The sought maximum value $p_\text{X, max}$ will thus lie between $0.6$ and $0.8$ . The determining equation here is that for the limiting case $p_\text{X} = p_\text{X, max}$ both codes have exactly the same average code word length $L_{\rm M} = 1$ bit/source symbol, or $L_{\rm M}\hspace{0.03cm}' = 2$ bit/two-tuple.

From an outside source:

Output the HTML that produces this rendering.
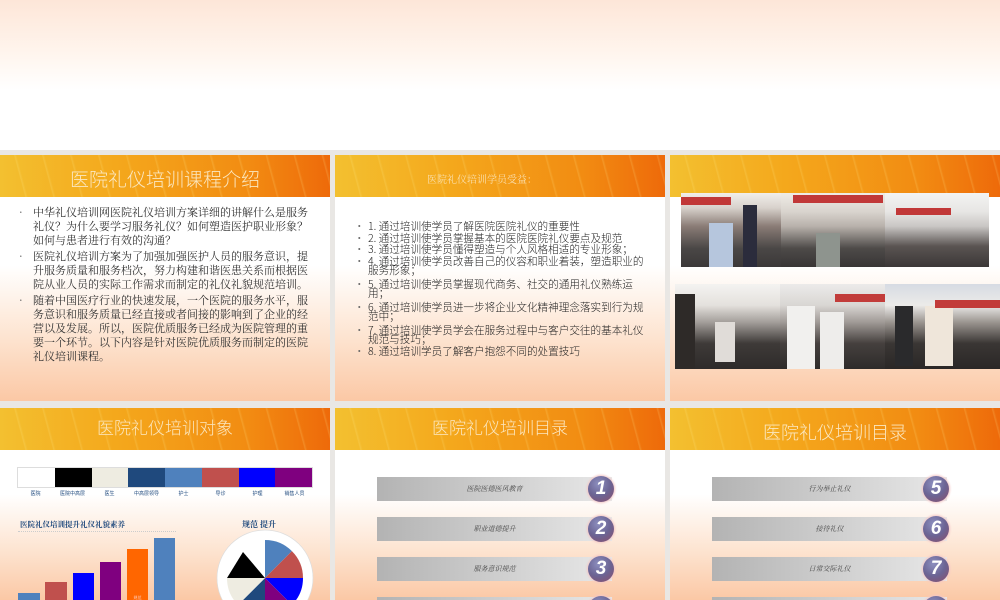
<!DOCTYPE html>
<html><head><meta charset="utf-8"><style>
*{margin:0;padding:0;box-sizing:border-box}
body{width:1000px;height:600px;overflow:hidden;background:#e9e7e4;position:relative;font-family:"Liberation Serif","Noto Serif CJK SC","Noto Sans CJK SC",serif}
.top{position:absolute;left:0;top:0;width:1000px;height:150px;background:linear-gradient(#fde6d8 0,#fff4ec 50px,#fff 90px,#fff 150px)}
.p{position:absolute;overflow:hidden;background:linear-gradient(#fff 0,#fff 45%,#fde3cf 75%,#fbc8a5 100%)}
.h{position:absolute;left:0;top:0;width:100%;height:42px;background:linear-gradient(90deg,#f3c030 0%,#f4a81c 35%,#f28c12 75%,#ee6a0a 100%);color:#fbe7c0;text-align:center;font-family:"Noto Sans CJK SC",sans-serif;font-weight:300}
.h:before{content:"";position:absolute;inset:0;background:repeating-linear-gradient(75deg,rgba(255,240,150,0) 0 24px,rgba(255,240,150,.18) 25px,rgba(255,240,150,0) 27px);}
.h span{position:relative}
.txt{position:absolute;font-size:11px;line-height:14px;color:#333;font-family:"Noto Serif CJK SC",serif}
.li{position:relative;padding-left:0}
.li:before{content:"·";position:absolute;left:-14px;color:#666}
.bar{position:absolute;height:24px;background:linear-gradient(90deg,#b3b3b3,#e8e8e8);font-size:7px;font-style:italic;color:#444;text-align:center;line-height:24px;font-family:"Noto Serif CJK SC",serif}
.num{position:absolute;width:26px;height:26px;border-radius:50%;background:radial-gradient(circle at 40% 30%,#8d8fbf,#6b6494 50%,#8b4d6a 100%);box-shadow:0 0 2px 1px #f4c6c6;color:#fff;font:italic bold 19px "Liberation Sans",sans-serif;text-align:center;line-height:26px}
.ph{position:absolute;overflow:hidden}
</style></head><body>
<div class="top"></div>

<!-- Slide 1 -->
<div class="p" style="left:0;top:155px;width:330px;height:246px">
<div class="h" style="font-size:19px;line-height:48px"><span>医院礼仪培训课程介绍</span></div>
<div class="txt" style="left:33px;top:50px;width:278px">
<div class="li">中华礼仪培训网医院礼仪培训方案详细的讲解什么是服务礼仪？为什么要学习服务礼仪？如何塑造医护职业形象？如何与患者进行有效的沟通？</div>
<div class="li" style="margin-top:2px">医院礼仪培训方案为了加强加强医护人员的服务意识，提升服务质量和服务档次，努力构建和谐医患关系而根据医院从业人员的实际工作需求而制定的礼仪礼貌规范培训。</div>
<div class="li" style="margin-top:2px">随着中国医疗行业的快速发展，一个医院的服务水平，服务意识和服务质量已经直接或者间接的影响到了企业的经营以及发展。所以，医院优质服务已经成为医院管理的重要一个环节。以下内容是针对医院优质服务而制定的医院礼仪培训课程。</div>
</div></div>

<!-- Slide 2 -->
<div class="p" style="left:335px;top:155px;width:330px;height:246px">
<div class="h" style="font-size:10px;line-height:48px;text-align:left;padding-left:92px;font-family:'Noto Serif CJK SC',serif"><span>医院礼仪培训学员受益：</span></div>
<div class="txt" style="left:33px;top:65px;width:278px;font-size:10.6px;line-height:9.5px;font-family:'Noto Sans CJK SC',sans-serif;font-weight:300;color:#222">
<div class="li" style="margin-top:2px">1. 通过培训使学员了解医院医院礼仪的重要性</div>
<div class="li" style="margin-top:2px">2. 通过培训使学员掌握基本的医院医院礼仪要点及规范</div>
<div class="li" style="margin-top:2px">3. 通过培训使学员懂得塑造与个人风格相适的专业形象；</div>
<div class="li" style="margin-top:2px">4. 通过培训使学员改善自己的仪容和职业着装，塑造职业的服务形象；</div>
<div class="li" style="margin-top:4px">5. 通过培训使学员掌握现代商务、社交的通用礼仪熟练运用；</div>
<div class="li" style="margin-top:4px">6. 通过培训使学员进一步将企业文化精神理念落实到行为规范中；</div>
<div class="li" style="margin-top:4px">7. 通过培训使学员学会在服务过程中与客户交往的基本礼仪规范与技巧；</div>
<div class="li" style="margin-top:2px">8. 通过培训学员了解客户抱怨不同的处置技巧</div>
</div></div>

<!-- Slide 3 -->
<div class="p" style="left:670px;top:155px;width:330px;height:246px">
<div class="h"></div>
<div class="ph" style="left:11px;top:38px;width:308px;height:74px;background:#fff">
 <div style="position:absolute;left:0;top:0;width:100px;height:74px;background:linear-gradient(#f1eeea 0,#d8d2cc 20%,#8a7c76 45%,#4a4746 75%,#3b3838 100%)"></div>
 <div style="position:absolute;left:100px;top:0;width:104px;height:74px;background:linear-gradient(#efece6 0,#d9d4ce 25%,#b8b1ab 45%,#4d4a48 75%,#383535 100%)"></div>
 <div style="position:absolute;left:204px;top:0;width:104px;height:74px;background:linear-gradient(#f3f3f2 0,#e7e6e4 25%,#c9c6c4 45%,#5a5452 72%,#3b3737 100%)"></div>
 <div style="position:absolute;left:0;top:4px;width:50px;height:8px;background:#c13838"></div>
 <div style="position:absolute;left:112px;top:2px;width:90px;height:8px;background:#c13838"></div>
 <div style="position:absolute;left:215px;top:15px;width:55px;height:7px;background:#c13838"></div>
 <div style="position:absolute;left:62px;top:12px;width:14px;height:62px;background:#2b2c3c"></div>
 <div style="position:absolute;left:28px;top:30px;width:24px;height:44px;background:#b6c6dd"></div>
 <div style="position:absolute;left:135px;top:40px;width:24px;height:34px;background:#8e948e"></div>
</div>
<div class="ph" style="left:5px;top:129px;width:325px;height:85px;background:#fff">
 <div style="position:absolute;left:0;top:0;width:105px;height:85px;background:linear-gradient(#f4f3f1 0,#e4e1dd 25%,#a39e9a 45%,#3e3a38 70%,#2e2b2a 100%)"></div>
 <div style="position:absolute;left:105px;top:0;width:105px;height:85px;background:linear-gradient(#ecebea 0,#d9d6d3 25%,#a09a96 45%,#45403e 70%,#2e2b2a 100%)"></div>
 <div style="position:absolute;left:210px;top:0;width:115px;height:85px;background:linear-gradient(#d6dbe3 0,#ecebe9 25%,#9b9590 45%,#3a3634 70%,#2a2726 100%)"></div>
 <div style="position:absolute;left:0;top:10px;width:20px;height:75px;background:#2e2a28"></div>
 <div style="position:absolute;left:40px;top:38px;width:20px;height:40px;background:#e0dcd8"></div>
 <div style="position:absolute;left:112px;top:22px;width:28px;height:63px;background:#f1f0ee"></div>
 <div style="position:absolute;left:145px;top:28px;width:24px;height:57px;background:#eeedeb"></div>
 <div style="position:absolute;left:160px;top:10px;width:50px;height:8px;background:#c23c3a"></div>
 <div style="position:absolute;left:250px;top:22px;width:28px;height:60px;background:#efe6da"></div>
 <div style="position:absolute;left:220px;top:22px;width:18px;height:60px;background:#2a2a2c"></div>
 <div style="position:absolute;left:260px;top:16px;width:65px;height:8px;background:#c23c3a"></div>
</div>
</div>

<!-- Slide 4 -->
<div class="p" style="left:0;top:408px;width:330px;height:192px">
<div class="h" style="font-size:17px;line-height:38px"><span>医院礼仪培训对象</span></div>
<div style="position:absolute;left:17px;top:59px;width:296px;height:21px;display:flex;border:1px solid #ddd">
<div style="flex:1;background:#fff"></div><div style="flex:1;background:#000"></div><div style="flex:1;background:#eeece1"></div><div style="flex:1;background:#1f497d"></div><div style="flex:1;background:#4f81bd"></div><div style="flex:1;background:#c0504d"></div><div style="flex:1;background:#0000ff"></div><div style="flex:1;background:#7f007f"></div>
</div>
<div style="position:absolute;left:17px;top:82px;width:296px;display:flex;font-size:5px;color:#1f497d;text-align:center;font-family:'Noto Sans CJK SC',sans-serif">
<div style="flex:1">医院</div><div style="flex:1">医院中高层</div><div style="flex:1">医生</div><div style="flex:1">中高层领导</div><div style="flex:1">护士</div><div style="flex:1">导诊</div><div style="flex:1">护理</div><div style="flex:1">销售人员</div>
</div>
<div style="position:absolute;left:20px;top:111px;font-size:7.5px;color:#1f497d;font-weight:bold">医院礼仪培训提升礼仪礼貌素养</div>
<div style="position:absolute;left:18px;top:123px;width:158px;border-top:1px dotted #ccc"></div>
<div style="position:absolute;left:18px;top:185px;width:22px;height:10px;background:#4f81bd"></div>
<div style="position:absolute;left:45px;top:174px;width:22px;height:20px;background:#c0504d"></div>
<div style="position:absolute;left:73px;top:165px;width:21px;height:30px;background:#0000ff"></div>
<div style="position:absolute;left:100px;top:154px;width:21px;height:40px;background:#7f007f"></div>
<div style="position:absolute;left:127px;top:141px;width:21px;height:55px;background:#ff6600;color:#fdd;font-size:4px;text-align:center;padding-top:46px">规范</div>
<div style="position:absolute;left:154px;top:130px;width:21px;height:65px;background:#4f81bd"></div>
<div style="position:absolute;left:242px;top:111px;font-size:8px;color:#1f497d;font-weight:bold">规范 提升</div>
<svg style="position:absolute;left:215px;top:120px" width="100" height="100" viewBox="-50 -50 100 100">
<circle r="48" fill="#fff" stroke="#ddd" stroke-width="0.7"/>
<path d="M0 0V-38A38 38 0 0 1 26.9 -26.9Z" fill="#4f81bd"/>
<path d="M0 0L26.9 -26.9A38 38 0 0 1 38 0Z" fill="#c0504d"/>
<path d="M0 0H38A38 38 0 0 1 26.9 26.9Z" fill="#0000ff"/>
<path d="M0 0L26.9 26.9A38 38 0 0 1 0 38Z" fill="#7f007f"/>
<path d="M0 0V38A38 38 0 0 1 -26.9 26.9Z" fill="#1f497d"/>
<path d="M0 0L-26.9 26.9A38 38 0 0 1 -38 0Z" fill="#eeece1"/>
<path d="M0 0H-38L-22 -26Z" fill="#000"/>
</svg>
</div>

<!-- Slide 5 -->
<div class="p" style="left:335px;top:408px;width:330px;height:192px">
<div class="h" style="font-size:17px;line-height:38px"><span>医院礼仪培训目录</span></div>
<div class="bar" style="left:42px;top:69px;width:235px">医院医德医风教育</div>
<div class="bar" style="left:42px;top:109px;width:235px">职业道德提升</div>
<div class="bar" style="left:42px;top:149px;width:235px">服务意识规范</div>
<div class="bar" style="left:42px;top:189px;width:235px"></div>
<div class="num" style="left:253px;top:68px">1</div>
<div class="num" style="left:253px;top:108px">2</div>
<div class="num" style="left:253px;top:148px">3</div>
<div class="num" style="left:253px;top:188px">4</div>
</div>

<!-- Slide 6 -->
<div class="p" style="left:670px;top:408px;width:330px;height:192px">
<div class="h" style="font-size:18px;line-height:48px"><span>医院礼仪培训目录</span></div>
<div class="bar" style="left:42px;top:69px;width:235px">行为举止礼仪</div>
<div class="bar" style="left:42px;top:109px;width:235px">接待礼仪</div>
<div class="bar" style="left:42px;top:149px;width:235px">日常交际礼仪</div>
<div class="bar" style="left:42px;top:189px;width:235px"></div>
<div class="num" style="left:253px;top:68px">5</div>
<div class="num" style="left:253px;top:108px">6</div>
<div class="num" style="left:253px;top:148px">7</div>
<div class="num" style="left:253px;top:188px">8</div>
</div>
</body></html>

- With the abbreviation $p = p_\text{X, max}$ the corresponding determining equation is:
- $$L_{\rm M}\hspace{0.01cm}'\hspace{0.15cm}{\rm (Code \hspace{0.15cm}2)} = p^2 \cdot 1 + p \cdot (1-p) \cdot 2 + p \cdot (1-p) \cdot 3 + (1-p)^2 \cdot 3 \stackrel{!}{=} 2 \hspace{0.05cm}.$$
- This leads to the numerical result:
- $$p^2 + p - 1 \stackrel{!}{=} 0 \hspace{0.3cm}\Rightarrow\hspace{0.3cm} p_{\rm X,\hspace{0.05cm}max} = p = \frac{\sqrt{5}-1}{2} \hspace{0.15cm}\underline{ \approx 0.618} \hspace{0.05cm}.$$
- Since the basic Huffman structure does not change by swapping $\rm X$ and $\rm Y$ the lower bound is:
- $$p_{\rm X,\hspace{0.05cm}min} = 1 - p_{\rm X,\hspace{0.05cm}max}\hspace{0.15cm}\underline{ \approx 0.382} \hspace{0.05cm}.$$
The representation of the tuples of two by bit sequences of different lengths $\text{(Code 2)}$ therefore only makes sense if the symbol probabilities of $\rm X$ and $\rm Y$ differ significantly. If, on the other hand, they are between $0.382$ and $0.618$, $\text{Code 1}$ is to be applied.
Note: The division of a path of length $1$ into two sections of length $0.618$... and $0.382$... is called the Golden ratio, which is encountered again and again in the most diverse fields.